Exchange 2007 – Upgrading a service pack on a single copy cluster instance when SAN based replication is utilized.

In Exchange 2007 there are two clustered installation models. Some customers elect to utilize a clustered installation model based on shared storage – this is a single copy cluster installation. In order to achieve site resiliency or provide for disaster recovery, some customers will implement a SAN based data replication solution. 

Recently I encountered a customer that was utilizing SAN based data replication and the single copy cluster installation model to provide their site resilient solution. The installation encompassed a source cluster with single copy configuration and a target cluster with single copy cluster configuration. Each clustered mailbox server was established utilizing a different name – for example Exchange-Main and Exchange-DR. The physical disk resources that were assigned to each CMS instance represented the LUNs that were replicated between SANs. When it was necessary to activate the solution databases would be marked as “Allow this database to be overwritten by a restore” and then mounted. Mailboxes would be moved utilizing the move-mailbox –configurationOnly to restore client access to the replicated databases

This presented an interesting challenge for this customer when it came to deploying service packs. When the same physical disk resources are utilized between clusters, only one set of the physical disk resources can be brought online. This is because one SAN has a Read / Write setting and the other SAN has a Read Only setting. Essentially an online attempt of the database instances of the CMS Exchange-DR would fail because their dependant physical disks could not be brought online (because they were read only).

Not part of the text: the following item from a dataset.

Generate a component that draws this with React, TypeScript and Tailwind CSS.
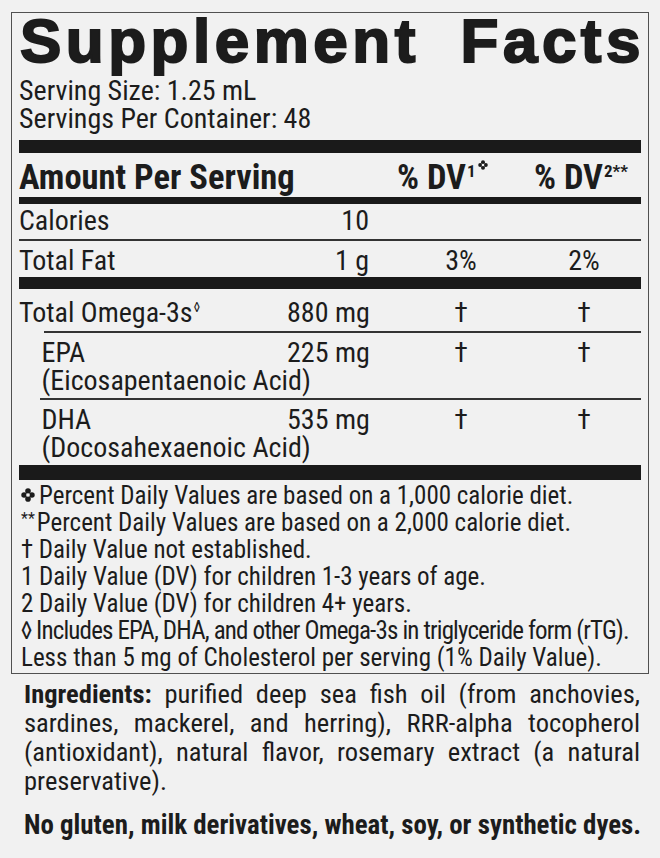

When an /upgradeCMS is performed after upgrading the binaries on a clustered node, the resources are initially in an offline state. As a completion of the upgradeCMS the setup process initiates an online to the cluster mailbox server group. Should any resources fail to come online this is considered a failure of the upgrade. The administrator performing the upgrade is notified that a failure occurred and the upgrade setup watermark persists in the registry. Therefore it is necessary that the /upgradeCMS be allowed to complete. In this case database instances could not be brought online because their associated storage could not be brought online due to the storage being Read Only.

In order to complete the upgrade process the following steps were utilized (utilizing my sample clustered mailbox server names).

  • Following SAN vendor recommendations replication was suspended between the Exchange-Main and Exchange-DR. 
  • Mark LUNs on the remote SAN as Read / Write (allowing Exchange-DR full access to storage).
  • Databases on the secondary CMS were set to “Allow this database to be overwritten by a restore”
    • Get-MailboxDatabase –server Exchange-DR | Set-MailboxDatabase –allowfilerestore:$TRUE
  • Complete the upgrade process on Exchange-Main which will fully bring resources online.
  • Complete the upgrade process on Exchange-DR which will fully bring resources online.

At this point both Exchange-Main and Exchange-DR are online. This means that the databases that were previously replicated to Exchange-DR are no longer equal to the databases that exist on Exchange-Main. As a post upgrade step we need to do the following:

  • Stop the resources on Exchange-DR.
  • Mark replicated LUNS on the remote SAN as Read Only (preventing Exchange-DR access to the storage).
  • Following SAN vendor recommendations re-establish replication between the source and remote SANs ensuring that the SOURCE SAN is utilized for data synchronization.

In this installation it was necessary to temporarily break and re-establish replication in order to complete the /upgradeCMS process.